Il suicidio di Sabina diventa in breve la maschera dietro la quale tutti si nascondono. Nel caso di un evento così tragico, di fronte al quale tutti sono al tempo stesso colpevoli e innocenti, ci si potrebbe chiedere dove stiano il torto e la ragione, e provare a mettere i relativi pesi sulla bilancia. In un film profondamente dialettico, problematico e complesso, così com’è la vita, dove nulla è mai del tutto bianco o nero, chi fa la peggior figura sono i personaggi apparentemente di contorno, e cioè i colleghi insegnanti, la preside e i genitori. Adulti solo per l’anagrafe, in realtà adolescenti mal cresciuti, tutti dediti alle proprie meschinerie e timorosi di salvaguardare interessi personali e rispettabilità. Gli studenti, pronti a strumentalizzare la morte della compagna, della quale non conoscono neanche il cognome, per protestare contro il sistema scolastico, accettato di buon grado fino a qualche tempo prima, quand’era ancora improntato sul permissivismo e sulle moine della professoressa di ruolo, hanno dalla loro la giovane età, il sentirsi costantemente sotto pressione nei confronti dei cosiddetti adulti e la non-colpevolezza di essere allevati ed educati da famiglie e insegnanti eccessivamente indulgenti, che fanno di tutto per giustificarli e per tenerli sotto una campana di vetro, al riparo dalla spietatezza e dalla crudeltà del mondo esterno. Avulsi dalla realtà, di cui tuttavia assorbono inconsciamente tensioni e paure, gli adolescenti vivono un presente posticcio, una finta quiete dorata pronta a deflagrare al minimo turbamento. In un simile contesto, il temibile professore Zupan è l’intruso, l’alieno proveniente da un’altra epoca, l’unico vero “adulto” che osa fare il suo lavoro, e cioè insegnare la sua materia, pretendere che gli studenti si applichino e che, attraverso l’impegno e la riflessione, possano, alle soglie della maturità, trovarsi corazzati nell’affrontare i flutti della vita. La sua colpa non sta nell’aver parlato duramente a Sabina, dandole della potenziale fallita allo scopo di motivarla nel coltivare il proprio talento, ma piuttosto nel non aver colto la sua fragilità, e soprattutto nel non aver compreso la radicale alterità e la non-conciliabilità della propria visione del mondo, e quindi del suo metodo d’insegnamento pre-sessantottino, in relazione al mutato contesto sociale.

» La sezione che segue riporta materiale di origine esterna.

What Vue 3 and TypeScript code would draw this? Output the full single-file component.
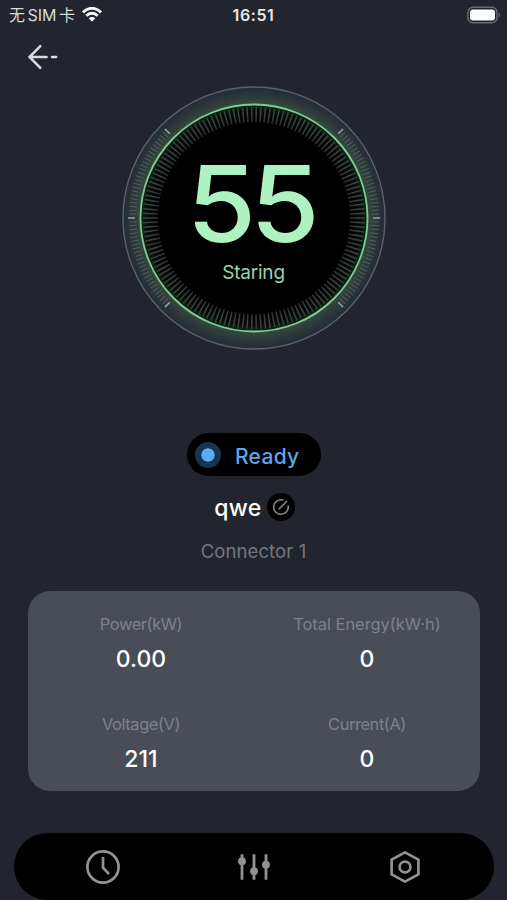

Class enemy non offre soluzioni e non giudica ma affonda come un bisturi nel cadavere del corpo sociale, risultando infine impregnato di plumbeo pessimismo. Dopo l’abbandono del professor Zupan, che lascia la classe constatando il fallimento del suo tentativo di far sì che il suicidio di Sabina potesse diventare occasione di maturazione collettiva per la classe, la sequenza finale, con la nave che porta studenti e insegnanti in gita in Grecia, tutti quanti alla deriva, maschere all’insegna del Divertimento Perenne, è attraversata dal fantasma di Sabina. Non vittima, così come vorrebbero i compagni, e neanche carnefice, come vorrebbe l’amica del cuore che l’accusa di averla abbandonata. Ma forse la più umana. L’unica ad aver saputo compiere, nell’annichilimento di sé, una scelta radicale. Giusta o sbagliata che sia, non importa.